St Albans council will now ask the county to carry out further measures, including adding a statement to its published strategy that climate change constitutes a financial risk to the fund, and developing and implementing a strategy to eliminate the fund's exposure to fossil fuel companies over the next five years.
It will also be urged to focus its shareholder engagement activity on sectors where meaningful progress in reducing climate risk is possible, and set goals for reinvesting in the local low carbon economy.
Cllr Ralph Sangster, executive member for resources, said the fund was looking at more environmentally aware options but without stopping investment in fossil fuels.
"Hertfordshire's pensions committee regularly assesses the performance and appropriateness of the fund's investments. During this financial year (19/20) the fund has undertaken a review of its investment strategy including its environmental, social and governance (ESG) policy.
"During this strategy review fund officers and committee members undertook appropriate due diligence and gathered supporting evidence to inform any changes/enhancements to its investment strategy and ESG policy.
Following this review the pension committee authorised an investment of £100m in a carbon-aware equity index fund. The fund has not made a decision to disinvest from oil and gas but will continue to assess this sector and ask its managers to review those investments in light of evolving evidence.

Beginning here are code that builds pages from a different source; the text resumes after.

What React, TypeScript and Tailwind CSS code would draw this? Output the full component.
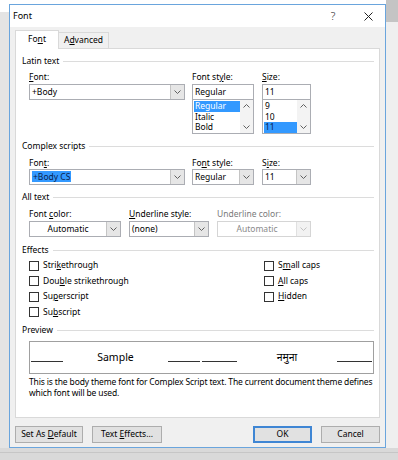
import React from 'react';

const U = ({ children }: { children: React.ReactNode }) => (
  <span className="underline underline-offset-[1px] decoration-[0.5px]">{children}</span>
);

const ChevDown = ({ color = '#606060' }: { color?: string }) => (
  <svg width="7" height="4" viewBox="0 0 7 4">
    <polyline points="0.5,0.5 3.5,3.5 6.5,0.5" fill="none" stroke={color} strokeWidth="1" />
  </svg>
);

const ChevUp = () => (
  <svg width="7" height="4" viewBox="0 0 7 4">
    <polyline points="0.5,3.5 3.5,0.5 6.5,3.5" fill="none" stroke="#606060" strokeWidth="1" />
  </svg>
);

// combobox with a drop button on the right
const Combo = ({
  w,
  children,
  center = false,
  disabled = false,
}: {
  w: string;
  children: React.ReactNode;
  center?: boolean;
  disabled?: boolean;
}) => (
  <div
    className={`flex h-[16px] ${w} border ${
      disabled ? 'border-[#d5d5d5] bg-white text-[#8a8a8a]' : 'border-[#abadb3] bg-white'
    }`}
  >
    <div className={`flex flex-1 items-center px-[2px] whitespace-nowrap ${center ? 'justify-center' : ''}`}>
      <span>{children}</span>
    </div>
    <div
      className={`flex w-[14px] items-center justify-center border-l ${
        disabled ? 'border-[#e0e0e0] bg-[#f2f2f2]' : 'border-[#c4c4c4] bg-[#e6e6e6]'
      }`}
    >
      <ChevDown color={disabled ? '#c2c2c2' : '#606060'} />
    </div>
  </div>
);

const TextBox = ({ w, children }: { w: string; children: React.ReactNode }) => (
  <div className={`flex h-[16px] ${w} items-center border border-[#abadb3] bg-white px-[2px]`}>{children}</div>
);

const ListBox = ({ w, items, selected }: { w: string; items: string[]; selected: number }) => (
  <div className={`flex h-[34px] ${w} border border-[#abadb3] border-t-0 bg-white`}>
    <div className="flex flex-1 flex-col pt-[1px] pl-px">
      {items.map((it, i) => (
        <div
          key={it}
          className={`h-[10.5px] leading-[10.5px] pl-px ${i === selected ? 'bg-[#3399ff] text-white' : ''}`}
        >
          {it}
        </div>
      ))}
    </div>
    <div className="flex w-[13px] flex-col items-center justify-between bg-[#f3f3f3] py-[4px]">
      <ChevUp />
      <ChevDown />
    </div>
  </div>
);

const Header = ({ children }: { children: React.ReactNode }) => (
  <div className="flex h-[12px] items-center leading-[12px]">
    <span className="whitespace-nowrap">{children}</span>
    <div className="ml-[4px] h-px flex-1 bg-[#dcdcdc]" />
  </div>
);

const Label = ({ children, dim = false }: { children: React.ReactNode; dim?: boolean }) => (
  <div className={`h-[12px] leading-[12px] whitespace-nowrap ${dim ? 'text-[#7a7a7a]' : ''}`}>{children}</div>
);

const Check = ({ children }: { children: React.ReactNode }) => (
  <div className="flex h-[15.5px] items-center">
    <div className="h-[10px] w-[10px] border border-[#333333] bg-white" />
    <span className="ml-[4px] whitespace-nowrap">{children}</span>
  </div>
);

const Btn = ({ w, children, primary = false }: { w: string; children: React.ReactNode; primary?: boolean }) => (
  <div
    className={`flex h-[17px] ${w} items-center justify-center bg-[#e1e1e1] whitespace-nowrap ${
      primary ? 'border-2 border-[#3f86d4]' : 'border border-[#adadad]'
    }`}
  >
    <span>{children}</span>
  </div>
);

const Blank = ({ w }: { w: string }) => <div className={`${w} h-px bg-[#333333]`} />;

export default function App() {
  return (
    <div className="relative h-[460px] w-[398px] overflow-hidden bg-[#e4e4e4] pl-[9px] pt-[4px] font-['Noto_Sans',sans-serif] text-[8.5px] text-black">
      {/* desktop behind the dialog */}
      <div className="absolute left-0 top-0 h-[4px] w-[386px] bg-white" />
      <div className="absolute left-0 top-0 h-[12px] w-[9px] bg-white" />
      <div className="absolute right-0 top-0 h-[22px] w-[12px] bg-[#c4c4c4]" />
      <div className="absolute right-0 top-[22px] h-[430px] w-[12px] bg-[#efefef]" />
      <div className="absolute bottom-0 left-0 h-[12px] w-full bg-[#d9d9d9]" />
      <div className="absolute bottom-[7px] left-0 h-px w-full bg-[#c6c6c6]" />

      <div className="relative flex h-[444px] w-[377px] flex-col border border-[#6aa5dd] bg-[#f0f0f0]">
        {/* title bar */}
        <div className="flex h-[22px] items-center bg-white pl-[3px] text-[9px]">
          <span>Font</span>
          <span className="ml-auto w-[10px] text-center text-[11px] font-light text-[#333333]">?</span>
          <svg className="ml-[26px] mr-[12px]" width="9" height="9" viewBox="0 0 9 9">
            <path d="M0.5 0.5 L8.5 8.5 M8.5 0.5 L0.5 8.5" stroke="#222222" strokeWidth="1" />
          </svg>
        </div>

        {/* tabs */}
        <div className="flex h-[21px] items-end pl-[5px]">
          <div className="relative z-10 -mb-px flex h-[19px] w-[44px] items-center justify-center border border-b-0 border-[#d9d9d9] bg-white pb-[1px]">
            <span>
              Fo<U>n</U>t
            </span>
          </div>
          <div className="flex h-[16px] w-[50px] items-center justify-center border border-b-0 border-l-0 border-[#d9d9d9] bg-[#f0f0f0]">
            <span>
              A<U>d</U>vanced
            </span>
          </div>
        </div>

        {/* tab panel */}
        <div className="ml-[5px] flex h-[370px] w-[365px] flex-col border border-[#d9d9d9] bg-white pl-[6px] pr-[5px]">
          <div className="mt-[6px]">
            <Header>Latin text</Header>
          </div>
          <div className="mt-[4px] flex pl-[7px]">
            <div className="flex flex-col">
              <Label>
                <U>F</U>ont:
              </Label>
              <div className="mt-px">
                <Combo w="w-[156px]">+Body</Combo>
              </div>
            </div>
            <div className="ml-[7px] flex flex-col">
              <Label>
                Font st<U>y</U>le:
              </Label>
              <div className="mt-px">
                <TextBox w="w-[62px]">Regular</TextBox>
                <ListBox w="w-[62px]" items={['Regular', 'Italic', 'Bold']} selected={0} />
              </div>
            </div>
            <div className="ml-[8px] flex flex-col">
              <Label>
                <U>S</U>ize:
              </Label>
              <div className="mt-px">
                <TextBox w="w-[49px]">11</TextBox>
                <div className="flex h-[34px] w-[49px] border border-t-0 border-[#abadb3] bg-white">
                  <div className="flex flex-1 flex-col pt-[1px] pl-px">
                    <div className="h-[10.5px] pl-px leading-[10.5px]">9</div>
                    <div className="h-[10.5px] pl-px leading-[10.5px]">10</div>
                    <div className="h-[10.5px] bg-[#3399ff] pl-px leading-[10.5px] text-[#0a1f4d]">11</div>
                  </div>
                  <div className="flex w-[13px] flex-col items-center justify-between bg-[#f3f3f3] py-[4px]">
                    <ChevUp />
                    <ChevDown />
                  </div>
                </div>
              </div>
            </div>
          </div>

          <div className="mt-[6px]">
            <Header>Complex scripts</Header>
          </div>
          <div className="mt-[5px] flex pl-[7px]">
            <div className="flex flex-col">
              <Label>
                Fon<U>t</U>:
              </Label>
              <Combo w="w-[156px]">
                <span className="bg-[#3399ff] px-px text-[#0a1f4d]">+Body CS</span>
              </Combo>
            </div>
            <div className="ml-[7px] flex flex-col">
              <Label>
                Fo<U>n</U>t style:
              </Label>
              <Combo w="w-[62px]">Regular</Combo>
            </div>
            <div className="ml-[8px] flex flex-col">
              <Label>
                S<U>i</U>ze:
              </Label>
              <Combo w="w-[49px]">11</Combo>
            </div>
          </div>

          <div className="mt-[6px]">
            <Header>All text</Header>
          </div>
          <div className="mt-[5px] flex pl-[7px]">
            <div className="flex flex-col">
              <Label>
                Font <U>c</U>olor:
              </Label>
              <div className="mt-px">
                <Combo w="w-[92px]" center>
                  Automatic
                </Combo>
              </div>
            </div>
            <div className="ml-[8px] flex flex-col">
              <Label>
                <U>U</U>nderline style:
              </Label>
              <div className="mt-px">
                <Combo w="w-[80px]">(none)</Combo>
              </div>
            </div>
            <div className="ml-[8px] flex flex-col">
              <Label dim>Underline color:</Label>
              <div className="mt-px">
                <Combo w="w-[94px]" center disabled>
                  Automatic
                </Combo>
              </div>
            </div>
          </div>

          <div className="mt-[7px]">
            <Header>Effects</Header>
          </div>
          <div className="mt-[2px] flex pl-[7px]">
            <div className="flex w-[235px] flex-col">
              <Check>
                Stri<U>k</U>ethrough
              </Check>
              <Check>
                Dou<U>b</U>le strikethrough
              </Check>
              <Check>
                Su<U>p</U>erscript
              </Check>
              <Check>
                Su<U>b</U>script
              </Check>
            </div>
            <div className="flex flex-col">
              <Check>
                S<U>m</U>all caps
              </Check>
              <Check>
                <U>A</U>ll caps
              </Check>
              <Check>
                <U>H</U>idden
              </Check>
            </div>
          </div>

          <div className="mt-[4px]">
            <Header>Preview</Header>
          </div>
          <div className="ml-[7px] mt-[5px] flex h-[33px] items-center border border-[#a0a0a0] bg-white pr-px text-[10.5px]">
            <div className="ml-px mt-[8px]">
              <Blank w="w-[32px]" />
            </div>
            <div className="ml-[34px] w-[37px] text-center whitespace-nowrap">Sample</div>
            <div className="ml-[34px] mt-[8px] flex">
              <Blank w="w-[32px]" />
              <div className="ml-[2px]">
                <Blank w="w-[35px]" />
              </div>
            </div>
            <div className="ml-[35px] w-[30px] text-center whitespace-nowrap">नमुना</div>
            <div className="ml-auto mt-[8px]">
              <Blank w="w-[35px]" />
            </div>
          </div>
          <div className="ml-[7px] mt-[2px] whitespace-nowrap leading-[11px] tracking-[-0.14px]">
            This is the body theme font for Complex Script text. The current document theme defines
            <br />
            which font will be used.
          </div>
        </div>

        {/* bottom buttons */}
        <div className="mt-[8px] flex pl-[5px]">
          <Btn w="w-[68px]">
            Set As <U>D</U>efault
          </Btn>
          <div className="ml-[9px]">
            <Btn w="w-[70px]">
              Text <U>E</U>ffects...
            </Btn>
          </div>
          <div className="ml-[91px]">
            <Btn w="w-[59px]" primary>
              OK
            </Btn>
          </div>
          <div className="ml-[9px]">
            <Btn w="w-[59px]">Cancel</Btn>
          </div>
        </div>
      </div>
    </div>
  );
}
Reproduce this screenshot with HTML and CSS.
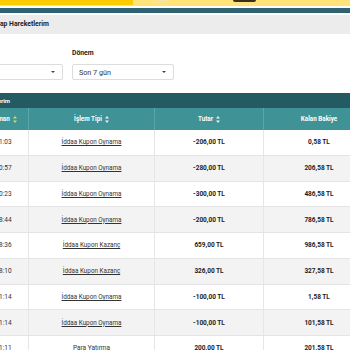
FILE: index.html
```html
<!DOCTYPE html>
<html lang="tr">
  <head>
    <meta charset="UTF-8" />
    <meta name="viewport" content="width=device-width, initial-scale=1.0" />
    <title>Hesap Hareketlerim</title>
    <link rel="stylesheet" href="styles.css">
  </head>
  <body>
    <div class="topbar">
      <div class="topbar-left"></div>
      <div class="topbar-right">
        <div class="topbar-dot"></div>
        <div class="topbar-btn"></div>
      </div>
    </div>
    <div class="topbar-line"></div>
    <div class="navline"></div>

    <div class="page">
      <div class="titlebar">Hesap Hareketlerim</div>

      <div class="filters">
        <div class="filter filter-type">
          <div class="filter-label"></div>
          <div class="select"><span></span><i class="caret"></i></div>
        </div>
        <div class="filter filter-period">
          <div class="filter-label">Dönem</div>
          <div class="select"><span>Son 7 gün</span><i class="caret"></i></div>
        </div>
      </div>

      <div class="panel-head">Hareketlerim</div>

      <div class="grid">
        <div class="row head">
          <div class="cell">Zaman <svg class="sort active" viewBox="0 0 4 7"><path d="M2 0L4 2.6H0Z M2 7L4 4.4H0Z"/></svg></div>
          <div class="cell">İşlem Tipi <svg class="sort" viewBox="0 0 4 7"><path d="M2 0L4 2.6H0Z M2 7L4 4.4H0Z"/></svg></div>
          <div class="cell">Tutar <svg class="sort" viewBox="0 0 4 7"><path d="M2 0L4 2.6H0Z M2 7L4 4.4H0Z"/></svg></div>
          <div class="cell">Kalan Bakiye</div>
        </div>
        <div class="row">
          <div class="cell time">21:03</div>
          <div class="cell"><a href="#">İddaa Kupon Oynama</a></div>
          <div class="cell amount">-206,00 TL</div>
          <div class="cell amount">0,58 TL</div>
        </div>
        <div class="row">
          <div class="cell time">20:57</div>
          <div class="cell"><a href="#">İddaa Kupon Oynama</a></div>
          <div class="cell amount">-280,00 TL</div>
          <div class="cell amount">206,58 TL</div>
        </div>
        <div class="row">
          <div class="cell time">20:23</div>
          <div class="cell"><a href="#">İddaa Kupon Oynama</a></div>
          <div class="cell amount">-300,00 TL</div>
          <div class="cell amount">486,58 TL</div>
        </div>
        <div class="row">
          <div class="cell time">18:44</div>
          <div class="cell"><a href="#">İddaa Kupon Oynama</a></div>
          <div class="cell amount">-200,00 TL</div>
          <div class="cell amount">786,58 TL</div>
        </div>
        <div class="row">
          <div class="cell time">18:36</div>
          <div class="cell"><a href="#">İddaa Kupon Kazanç</a></div>
          <div class="cell amount">659,00 TL</div>
          <div class="cell amount">986,58 TL</div>
        </div>
        <div class="row">
          <div class="cell time">18:10</div>
          <div class="cell"><a href="#">İddaa Kupon Kazanç</a></div>
          <div class="cell amount">326,00 TL</div>
          <div class="cell amount">327,58 TL</div>
        </div>
        <div class="row">
          <div class="cell time">11:14</div>
          <div class="cell"><a href="#">İddaa Kupon Oynama</a></div>
          <div class="cell amount">-100,00 TL</div>
          <div class="cell amount">1,58 TL</div>
        </div>
        <div class="row">
          <div class="cell time">11:14</div>
          <div class="cell"><a href="#">İddaa Kupon Oynama</a></div>
          <div class="cell amount">-100,00 TL</div>
          <div class="cell amount">101,58 TL</div>
        </div>
        <div class="row">
          <div class="cell time">11:11</div>
          <div class="cell">Para Yatırma</div>
          <div class="cell amount">200,00 TL</div>
          <div class="cell amount">201,58 TL</div>
        </div>
      </div>
    </div>
  </body>
</html>
```

FILE: styles.css
```css
/* styles.css */
body {
  margin: 0;
  font-family: Roboto, "Liberation Sans", sans-serif;
  color: #333;
  background: #fff;
  overflow: hidden;
}

.topbar {
  display: flex;
  height: 5px;
}

.topbar-left {
  width: 133px;
  background: #fecb00;
}

.topbar-right {
  flex: 1;
  display: flex;
  background: #ffe47a;
}

.topbar-dot {
  margin-left: 24px;
  width: 10px;
  height: 1px;
  background: #f3e4b0;
}

.topbar-btn {
  margin-left: 66px;
  width: 23px;
  height: 2px;
  background: #3a2f1f;
  border-radius: 0 0 2px 2px;
}

.topbar-line {
  height: 1px;
  background: #ffea4f;
}

.navline {
  margin-top: 2px;
  height: 5px;
  background: #2f6372;
}

.page {
  width: 420px;
  margin-left: -25px;
}

.titlebar {
  margin-top: 2px;
  height: 19px;
  line-height: 19px;
  padding-left: 13px;
  background: #ececec;
  font-size: 6.8px;
  font-weight: 700;
  color: #222;
}

.filters {
  display: flex;
  gap: 9px;
  padding: 15px 0 13px;
}

.filter-type {
  width: 88px;
}

.filter-period {
  width: 102px;
}

.filter-label {
  height: 8px;
  line-height: 8px;
  margin-bottom: 7px;
  font-size: 6.8px;
  font-weight: 700;
  color: #222;
}

.select {
  box-sizing: border-box;
  height: 16px;
  display: flex;
  align-items: center;
  justify-content: space-between;
  padding: 0 7px 0 6px;
  border: 1px solid #dddddd;
  border-radius: 2px;
  font-size: 7.2px;
  color: #333;
}

.caret {
  width: 0;
  height: 0;
  border-left: 2px solid transparent;
  border-right: 2px solid transparent;
  border-top: 2.5px solid #444;
}

.panel-head {
  height: 15px;
  line-height: 15px;
  background: #245a62;
  color: #fff;
  font-size: 6px;
  font-weight: 700;
}

.row {
  display: grid;
  grid-template-columns: 54px 126px 109px 111px;
  box-sizing: border-box;
  height: 25.75px;
  border-bottom: 1px solid #e4e4e4;
}

.row:nth-child(odd) {
  background: #f3f3f3;
}

.row .cell {
  display: flex;
  align-items: center;
  justify-content: center;
  gap: 3px;
  border-right: 1px solid #e6e6e6;
  font-size: 6.5px;
}

.row.head {
  height: 22px;
  background: #3f9396;
  border-bottom: none;
}

.row.head .cell {
  color: #fff;
  font-size: 6.3px;
  font-weight: 700;
  border-right-color: #5aa6a8;
}

.row .time {
  padding-left: 4px;
}

.row.head .cell:first-child {
  padding-left: 4px;
}

.row .cell a {
  color: #333;
  text-decoration: underline;
  font-size: 6.3px;
}

.row .amount {
  font-weight: 700;
  color: #222;
}

.sort {
  width: 4px;
  height: 7px;
  fill: #e8f0f0;
}

.sort.active {
  fill: #c9dc6e;
}
```
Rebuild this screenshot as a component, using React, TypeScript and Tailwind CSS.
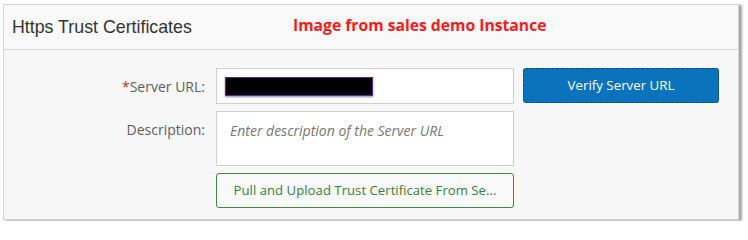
export default function App() {
  return (
    <div className="h-[221px] w-[748px] bg-white pl-[3px] pr-[9px] pt-[4px] font-['Open_Sans',sans-serif]">
      <div className="h-[216px] border border-[#d4d4d4] bg-[#f7f7f7] shadow-[3px_1px_2px_rgba(0,0,0,0.35)]">
        {/* Header */}
        <div className="relative flex h-[45px] items-center border-b border-[#d9d9d9] bg-[#f9f9f9] pl-[8px]">
          <h1 className="font-['Liberation_Sans',sans-serif] text-[17.8px] text-[#333]">Https Trust Certificates</h1>
          <span className="absolute left-[289px] top-[9px] text-[15.7px] font-bold text-[#ff1a1a]">
            Image from sales demo Instance
          </span>
        </div>

        {/* Form */}
        <div className="grid grid-cols-[203px_298px_auto] gap-x-[9px] gap-y-[7px] pt-[18px] text-[14px] text-[#5e5e5e]">
          <label className="flex h-[36px] items-center justify-end pr-[2px]">
            <span className="text-[#c4302b]">*</span>Server URL:
          </label>
          <div className="flex h-[36px] items-center border border-[#cfcfcf] bg-white pl-[8px]">
            <div className="h-[19px] w-[148px] border border-[#5b2a86] bg-black shadow-[0_1px_2px_rgba(80,40,120,0.6)]" />
          </div>
          <button className="h-[35px] w-[196px] rounded-[3px] border border-dashed border-[#0a4f80] bg-[#0b73bb] text-[13.3px] text-white">
            Verify Server URL
          </button>

          <label className="flex h-[36px] items-center justify-end pr-[2px]">Description:</label>
          <textarea
            className="h-[55px] resize-none border border-[#cfcfcf] bg-white px-[13px] pt-[8px] text-[14px] italic outline-none placeholder:text-[#777]"
            placeholder="Enter description of the Server URL"
          />
          <div />

          <div />
          <button className="h-[35px] w-[298px] whitespace-nowrap rounded-[3px] border border-[#3b8a3e] bg-[#f9f9f9] text-[13.2px] text-[#38803c]">
            Pull and Upload Trust Certificate From Se...
          </button>
          <div />
        </div>
      </div>
    </div>
  );
}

"The Hertfordshire Fund does not dismiss the investment implications of climate change and as a long term investor charged with looking to the interests of beneficiaries over many decades into the future, the fund recognises climate change as a significant risk factor for its pension fund investments.
"The Hertfordshire Pension Committee also recognises that ESG risk and stewardship are rapidly developing topics and it is committed to ensure that these factors carry due weight in the fund's investment decisions.
"A proposed plan prepared by the fund's investment consultant, for the development of the fund's ESG/Responsible Investment policy is to be discussed and considered at the next meeting of the committee along with a revised investment strategy with a view to their adoption."